Moor time
August approaches and there is a need to start thinking about a date for returning to Ireland.
In the meantime there are things to be done, promised calls to be made.
Among those to be visited is an old school friend not seen for a few years. He lives in Okehampton, on the edge of Dartmoor.
It would be difficult to travel so far and not to venture into the moor, to find the familiar places close to our school Manaton and Widecombe. It would be a delight to walk the familiar paths, Jay’s Grave, Hound Tor, Haytor.
If I ever had the opportunity to spend an unexpected fortune, a lease on a Dartmoor cottage would be a dream; like the character in Sally Vickers’ novel, Mr Golightly’s Holiday. Weeks and months could be spent in reflection and inactivity.
I have a second-hand copy of Vian Smith’s 1966 book Portrait of Dartmoor, and lines from the chapter “Rambling the Moor” evoke memories of Sunday afternoons at our boarding school when the strict evangelical regime allowed nothing much to do. Aimless walks were a way of passing the time.
“There is no “best time” for those who like to walk the moor. some prefer February when the swayling fires are burning and the hillsides are turning black. Or May, when the colours have come and moorland stallions nucker their cries to scattered mares. Or summer, when sheep scratch shelter in the earth, panting in the shade of overhanging banks. Or autumn, when the colours are rusting; or winter when rain has an iron sting and the wind is strong enough to lean on.

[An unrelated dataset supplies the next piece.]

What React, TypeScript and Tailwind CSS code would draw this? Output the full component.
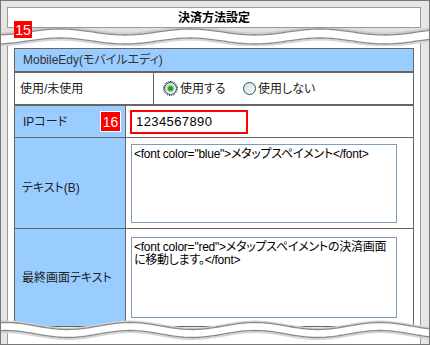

When you walk the moor matters less than how you walk it. There is a wrong way and I learned it in 1937; when my colleagues strode grimly, compass in one hand, watch in the other, making Cranmere Pool a destination as though to walk without destination is to wander without motive. The way to walk Dartmoor is to walk nowhere, without a watch or any regard for time; standing and staring and listening to the larks.
Smith conjures a vision of absolute contentment.
Dartmoor seems to offer so much that can simply be pondered. The tors, the flora that endure the harsh conditions. the ponies that run the hills, the industrial archaeology, the bronze age standing stones, tghe inexpressible beauty of the landscapes.
Walking nowhere without regard for time, the time to just stand and stare, would last forever.
I’d like to visit where Ted Hughes rests near Taw Head on the north side. Granted not of the wandering you write.
Ted Hughes would have been at home on Dartmoor. It has that gritty unrelenting harsh reality he so often embraces.